Cancer is something that kills many people in this world. Here in the US chances are you have seen the effects of it firsthand in your own family whether you had it or a loved one did, it was and is devastating, right?
In 2018 alone over 1,700,000 new cases were diagnosed and many of those lost their lives. While the most common cancers are breast cancer, lung cancer, prostate cancer, and colon cancer just about any part of your body can end up being affected by this horrible illness. While some are able to make it through the terrors that come with treating this life-threatening disease others either die fighting or are unable to fight at all.
That all having been said, research is constantly being done to find a better form of treatment or if ever possible a cure. A somewhat new drug therapy seems to be quite promising and as time passes might be far more useful than we could ever imagine. Researchers at the University of Basel in Switzerland worked to turn cancer’s cellular plasticity against itself through turning the cells into fat cells.
Through doing this something monumental happened and the findings were published in the journal Cancer Cell. While it didn’t manage to alter the tumor itself it worked to stop cancer in its tracks and did not allow it to spread which is something we have been needing for quite a while now.
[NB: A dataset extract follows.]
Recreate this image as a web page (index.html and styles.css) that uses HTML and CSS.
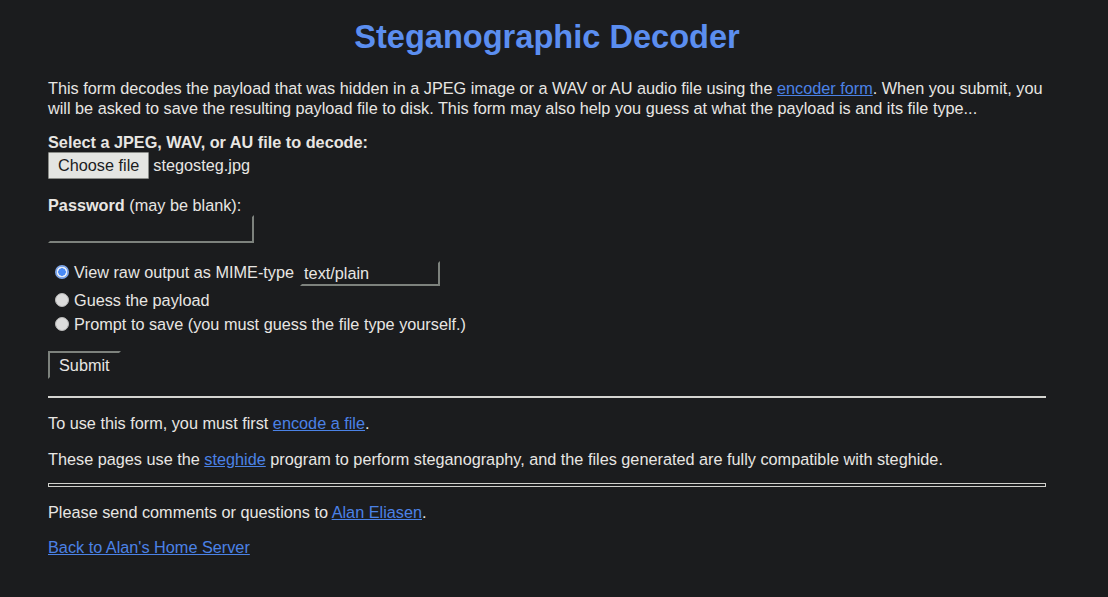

The study in regards was done on mice and can be summarized as follows:
Cancer cell plasticity facilitates the development of therapy resistance and malignant progression. De-differentiation processes, such as an epithelial-mesenchymal transition (EMT), are known to enhance cellular plasticity. Here, we demonstrate that cancer cell plasticity can be exploited therapeutically by forcing the trans-differentiation of EMT-derived breast cancer cells into post-mitotic and functional adipocytes. Delineation of the molecular pathways underlying such trans-differentiation has motivated a combination therapy with MEK inhibitors and the anti-diabetic drug Rosiglitazone in various mouse models of murine and human breast cancer in vivo. This combination therapy provokes the conversion of invasive and disseminating cancer cells into post-mitotic adipocytes leading to the repression of primary tumor invasion and metastasis formation.
Because metastasis is something that forces a lot of people to get much sicker in a very short period of time. This could if studied more end up helping those patients buy more time essentially. This could be used with other means to reduce the severity of cancer in itself and allow others to be treated at a much quicker rate. There would if it worked properly be no more worrying about whether or not your cancer had spread.
What do you think about all of this? I for one cannot wait to see where it goes, while a lot of research in regards gets abandoned I have a good feeling about this one. Would you use something like this if you had some type of cancer? I don’t think I would think twice, I’d be all over this ‘therapy treatment.’